Restate the listing that follows word for word, without its pictures.
### Stored data ###
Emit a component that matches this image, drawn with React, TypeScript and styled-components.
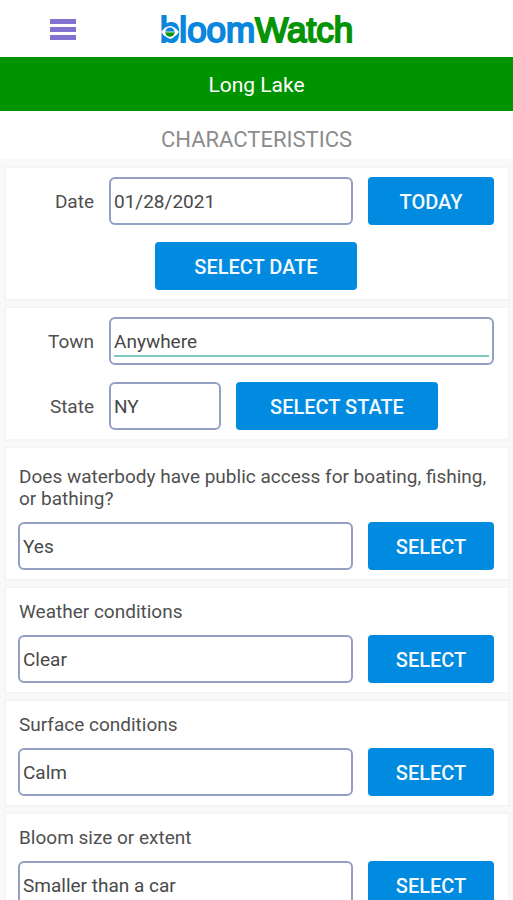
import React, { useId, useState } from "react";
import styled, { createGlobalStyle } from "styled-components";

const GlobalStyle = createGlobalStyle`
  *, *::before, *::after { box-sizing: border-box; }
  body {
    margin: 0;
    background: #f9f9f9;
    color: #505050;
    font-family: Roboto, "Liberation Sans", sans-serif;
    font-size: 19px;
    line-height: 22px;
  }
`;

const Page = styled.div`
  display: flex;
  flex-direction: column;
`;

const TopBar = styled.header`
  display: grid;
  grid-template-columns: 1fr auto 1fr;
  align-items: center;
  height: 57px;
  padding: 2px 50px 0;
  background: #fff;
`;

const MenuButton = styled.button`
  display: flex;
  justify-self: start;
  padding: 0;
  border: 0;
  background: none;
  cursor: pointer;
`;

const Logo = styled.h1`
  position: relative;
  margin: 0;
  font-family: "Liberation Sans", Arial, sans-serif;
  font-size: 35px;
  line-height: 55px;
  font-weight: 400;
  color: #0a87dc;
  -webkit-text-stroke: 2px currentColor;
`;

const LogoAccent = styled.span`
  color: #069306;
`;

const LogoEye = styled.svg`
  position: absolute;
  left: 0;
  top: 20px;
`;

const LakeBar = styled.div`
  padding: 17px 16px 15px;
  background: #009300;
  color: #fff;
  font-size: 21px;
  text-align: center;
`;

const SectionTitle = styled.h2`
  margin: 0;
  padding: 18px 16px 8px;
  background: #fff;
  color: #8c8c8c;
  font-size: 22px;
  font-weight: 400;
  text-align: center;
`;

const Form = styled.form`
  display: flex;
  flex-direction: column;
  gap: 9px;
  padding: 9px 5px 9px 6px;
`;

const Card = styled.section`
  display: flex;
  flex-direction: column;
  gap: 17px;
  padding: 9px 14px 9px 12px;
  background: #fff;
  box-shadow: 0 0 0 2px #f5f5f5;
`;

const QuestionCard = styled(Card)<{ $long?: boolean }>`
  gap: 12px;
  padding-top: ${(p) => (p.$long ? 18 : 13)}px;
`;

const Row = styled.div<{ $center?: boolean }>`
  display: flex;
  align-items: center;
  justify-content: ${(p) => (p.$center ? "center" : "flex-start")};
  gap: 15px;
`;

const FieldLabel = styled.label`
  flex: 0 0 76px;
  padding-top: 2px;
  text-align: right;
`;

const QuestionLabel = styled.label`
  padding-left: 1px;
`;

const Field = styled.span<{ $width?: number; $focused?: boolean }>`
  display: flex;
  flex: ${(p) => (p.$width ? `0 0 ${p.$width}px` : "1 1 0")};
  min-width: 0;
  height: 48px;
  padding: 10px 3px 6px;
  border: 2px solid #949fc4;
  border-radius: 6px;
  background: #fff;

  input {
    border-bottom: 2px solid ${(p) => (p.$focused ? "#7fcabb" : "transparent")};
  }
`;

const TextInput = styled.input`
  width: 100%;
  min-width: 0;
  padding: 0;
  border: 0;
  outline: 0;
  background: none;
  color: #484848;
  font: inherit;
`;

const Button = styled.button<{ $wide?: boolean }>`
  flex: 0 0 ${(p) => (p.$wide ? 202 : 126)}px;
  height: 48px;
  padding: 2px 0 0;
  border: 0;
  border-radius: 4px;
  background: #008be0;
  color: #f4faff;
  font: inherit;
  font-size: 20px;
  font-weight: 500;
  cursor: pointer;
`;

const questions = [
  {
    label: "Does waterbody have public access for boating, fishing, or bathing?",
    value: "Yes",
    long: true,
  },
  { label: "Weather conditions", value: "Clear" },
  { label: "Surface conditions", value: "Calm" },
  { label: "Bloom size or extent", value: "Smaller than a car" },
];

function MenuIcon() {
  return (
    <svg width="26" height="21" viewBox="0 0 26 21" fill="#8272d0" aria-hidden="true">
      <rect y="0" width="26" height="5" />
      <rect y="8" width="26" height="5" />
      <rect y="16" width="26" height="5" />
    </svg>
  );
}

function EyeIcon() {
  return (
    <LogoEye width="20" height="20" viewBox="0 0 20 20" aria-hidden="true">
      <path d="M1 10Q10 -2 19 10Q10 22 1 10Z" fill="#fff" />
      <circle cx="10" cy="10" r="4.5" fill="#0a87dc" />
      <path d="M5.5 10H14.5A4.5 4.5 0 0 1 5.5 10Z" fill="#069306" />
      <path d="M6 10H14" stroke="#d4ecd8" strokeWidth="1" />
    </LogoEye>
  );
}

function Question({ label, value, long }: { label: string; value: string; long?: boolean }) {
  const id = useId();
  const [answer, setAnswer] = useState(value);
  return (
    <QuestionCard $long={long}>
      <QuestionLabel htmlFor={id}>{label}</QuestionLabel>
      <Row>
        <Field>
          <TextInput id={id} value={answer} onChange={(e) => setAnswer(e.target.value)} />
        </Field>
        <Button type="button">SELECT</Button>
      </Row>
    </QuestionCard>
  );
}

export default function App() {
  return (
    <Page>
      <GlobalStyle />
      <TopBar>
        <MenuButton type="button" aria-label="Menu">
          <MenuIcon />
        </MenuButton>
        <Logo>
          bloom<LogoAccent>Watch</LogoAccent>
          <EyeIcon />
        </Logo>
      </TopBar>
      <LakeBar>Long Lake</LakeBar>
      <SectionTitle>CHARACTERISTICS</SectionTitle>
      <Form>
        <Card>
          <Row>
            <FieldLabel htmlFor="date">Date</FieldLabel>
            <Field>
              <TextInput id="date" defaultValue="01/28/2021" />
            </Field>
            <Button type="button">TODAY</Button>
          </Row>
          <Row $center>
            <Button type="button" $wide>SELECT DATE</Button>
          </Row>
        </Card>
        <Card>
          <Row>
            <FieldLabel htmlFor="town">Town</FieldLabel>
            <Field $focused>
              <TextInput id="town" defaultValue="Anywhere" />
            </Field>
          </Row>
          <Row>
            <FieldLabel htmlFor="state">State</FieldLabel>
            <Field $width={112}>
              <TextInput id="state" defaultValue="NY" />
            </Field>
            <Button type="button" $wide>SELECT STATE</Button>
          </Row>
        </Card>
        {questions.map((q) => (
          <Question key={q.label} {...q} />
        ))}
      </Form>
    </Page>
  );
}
###
### Written reply
Emit a component that matches this image, drawn with React, TypeScript and styled-components.
import React, { useId, useState } from "react";
import styled, { createGlobalStyle } from "styled-components";

const GlobalStyle = createGlobalStyle`
  *, *::before, *::after { box-sizing: border-box; }
  body {
    margin: 0;
    background: #f9f9f9;
    color: #505050;
    font-family: Roboto, "Liberation Sans", sans-serif;
    font-size: 19px;
    line-height: 22px;
  }
`;

const Page = styled.div`
  display: flex;
  flex-direction: column;
`;

const TopBar = styled.header`
  display: grid;
  grid-template-columns: 1fr auto 1fr;
  align-items: center;
  height: 57px;
  padding: 2px 50px 0;
  background: #fff;
`;

const MenuButton = styled.button`
  display: flex;
  justify-self: start;
  padding: 0;
  border: 0;
  background: none;
  cursor: pointer;
`;

const Logo = styled.h1`
  position: relative;
  margin: 0;
  font-family: "Liberation Sans", Arial, sans-serif;
  font-size: 35px;
  line-height: 55px;
  font-weight: 400;
  color: #0a87dc;
  -webkit-text-stroke: 2px currentColor;
`;

const LogoAccent = styled.span`
  color: #069306;
`;

const LogoEye = styled.svg`
  position: absolute;
  left: 0;
  top: 20px;
`;

const LakeBar = styled.div`
  padding: 17px 16px 15px;
  background: #009300;
  color: #fff;
  font-size: 21px;
  text-align: center;
`;

const SectionTitle = styled.h2`
  margin: 0;
  padding: 18px 16px 8px;
  background: #fff;
  color: #8c8c8c;
  font-size: 22px;
  font-weight: 400;
  text-align: center;
`;

const Form = styled.form`
  display: flex;
  flex-direction: column;
  gap: 9px;
  padding: 9px 5px 9px 6px;
`;

const Card = styled.section`
  display: flex;
  flex-direction: column;
  gap: 17px;
  padding: 9px 14px 9px 12px;
  background: #fff;
  box-shadow: 0 0 0 2px #f5f5f5;
`;

const QuestionCard = styled(Card)<{ $long?: boolean }>`
  gap: 12px;
  padding-top: ${(p) => (p.$long ? 18 : 13)}px;
`;

const Row = styled.div<{ $center?: boolean }>`
  display: flex;
  align-items: center;
  justify-content: ${(p) => (p.$center ? "center" : "flex-start")};
  gap: 15px;
`;

const FieldLabel = styled.label`
  flex: 0 0 76px;
  padding-top: 2px;
  text-align: right;
`;

const QuestionLabel = styled.label`
  padding-left: 1px;
`;

const Field = styled.span<{ $width?: number; $focused?: boolean }>`
  display: flex;
  flex: ${(p) => (p.$width ? `0 0 ${p.$width}px` : "1 1 0")};
  min-width: 0;
  height: 48px;
  padding: 10px 3px 6px;
  border: 2px solid #949fc4;
  border-radius: 6px;
  background: #fff;

  input {
    border-bottom: 2px solid ${(p) => (p.$focused ? "#7fcabb" : "transparent")};
  }
`;

const TextInput = styled.input`
  width: 100%;
  min-width: 0;
  padding: 0;
  border: 0;
  outline: 0;
  background: none;
  color: #484848;
  font: inherit;
`;

const Button = styled.button<{ $wide?: boolean }>`
  flex: 0 0 ${(p) => (p.$wide ? 202 : 126)}px;
  height: 48px;
  padding: 2px 0 0;
  border: 0;
  border-radius: 4px;
  background: #008be0;
  color: #f4faff;
  font: inherit;
  font-size: 20px;
  font-weight: 500;
  cursor: pointer;
`;

const questions = [
  {
    label: "Does waterbody have public access for boating, fishing, or bathing?",
    value: "Yes",
    long: true,
  },
  { label: "Weather conditions", value: "Clear" },
  { label: "Surface conditions", value: "Calm" },
  { label: "Bloom size or extent", value: "Smaller than a car" },
];

function MenuIcon() {
  return (
    <svg width="26" height="21" viewBox="0 0 26 21" fill="#8272d0" aria-hidden="true">
      <rect y="0" width="26" height="5" />
      <rect y="8" width="26" height="5" />
      <rect y="16" width="26" height="5" />
    </svg>
  );
}

function EyeIcon() {
  return (
    <LogoEye width="20" height="20" viewBox="0 0 20 20" aria-hidden="true">
      <path d="M1 10Q10 -2 19 10Q10 22 1 10Z" fill="#fff" />
      <circle cx="10" cy="10" r="4.5" fill="#0a87dc" />
      <path d="M5.5 10H14.5A4.5 4.5 0 0 1 5.5 10Z" fill="#069306" />
      <path d="M6 10H14" stroke="#d4ecd8" strokeWidth="1" />
    </LogoEye>
  );
}

function Question({ label, value, long }: { label: string; value: string; long?: boolean }) {
  const id = useId();
  const [answer, setAnswer] = useState(value);
  return (
    <QuestionCard $long={long}>
      <QuestionLabel htmlFor={id}>{label}</QuestionLabel>
      <Row>
        <Field>
          <TextInput id={id} value={answer} onChange={(e) => setAnswer(e.target.value)} />
        </Field>
        <Button type="button">SELECT</Button>
      </Row>
    </QuestionCard>
  );
}

export default function App() {
  return (
    <Page>
      <GlobalStyle />
      <TopBar>
        <MenuButton type="button" aria-label="Menu">
          <MenuIcon />
        </MenuButton>
        <Logo>
          bloom<LogoAccent>Watch</LogoAccent>
          <EyeIcon />
        </Logo>
      </TopBar>
      <LakeBar>Long Lake</LakeBar>
      <SectionTitle>CHARACTERISTICS</SectionTitle>
      <Form>
        <Card>
          <Row>
            <FieldLabel htmlFor="date">Date</FieldLabel>
            <Field>
              <TextInput id="date" defaultValue="01/28/2021" />
            </Field>
            <Button type="button">TODAY</Button>
          </Row>
          <Row $center>
            <Button type="button" $wide>SELECT DATE</Button>
          </Row>
        </Card>
        <Card>
          <Row>
            <FieldLabel htmlFor="town">Town</FieldLabel>
            <Field $focused>
              <TextInput id="town" defaultValue="Anywhere" />
            </Field>
          </Row>
          <Row>
            <FieldLabel htmlFor="state">State</FieldLabel>
            <Field $width={112}>
              <TextInput id="state" defaultValue="NY" />
            </Field>
            <Button type="button" $wide>SELECT STATE</Button>
          </Row>
        </Card>
        {questions.map((q) => (
          <Question key={q.label} {...q} />
        ))}
      </Form>
    </Page>
  );
}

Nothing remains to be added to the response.